Blockchain-Based Cyber Threat Intelligence System Architecture for Sustainable Computing

• Main Authors: Jeonghun Cha, Sushil Kumar Singh, Yi Pan, Jong Hyuk Park
• Format: Article
• Language: English
• Published: MDPI AG 2020-08-01
• Series: Sustainability
• Subjects: cyber threat intelligence; blockchain; sustainable computing; security
• Online Access: https://www.mdpi.com/2071-1050/12/16/6401

Nowadays, the designing of cyber-physical systems has a significant role and plays a substantial part in developing a sustainable computing ecosystem for secure and scalable network architecture. The introduction of Cyber Threat Intelligence (CTI) has emerged as a new security system to mitigate existing cyber terrorism for advanced applications. CTI demands a lot of requirements at every step. In particular, data collection is a critical source of information for analysis and sharing; it is highly dependent on the reliability of the data.
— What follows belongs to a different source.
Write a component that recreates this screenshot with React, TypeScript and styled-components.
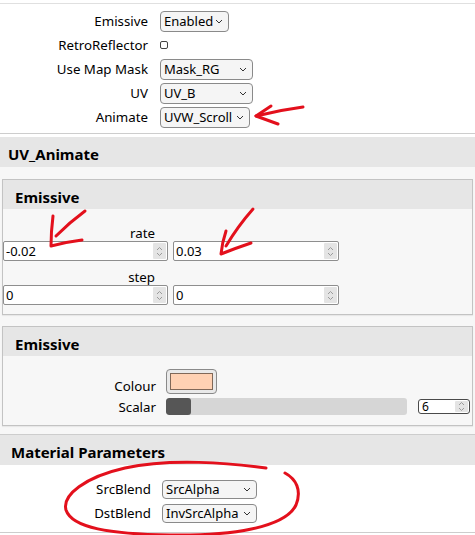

Although many feeds provide information on threats recently, it is essential to collect reliable data, as the data may be of unknown origin and provide information on unverified threats. Additionally, effective resource management needs to be put in place due to the large volume and diversity of the data. In this paper, we propose a blockchain-based cyber threat intelligence system architecture for sustainable computing in order to address issues such as reliability, privacy, scalability, and sustainability. The proposed system model can cooperate with multiple feeds that collect CTI data, create a reliable dataset, reduce network load, and measure organizations’ contributions to motivate participation. To assess the proposed model’s effectiveness, we perform the experimental analysis, taking into account various measures, including reliability, privacy, scalability, and sustainability. Experimental results of evaluation using the IP of 10 open source intelligence (OSINT) CTI feeds show that the proposed model saves about 15% of storage space compared to total network resources in a limited test environment.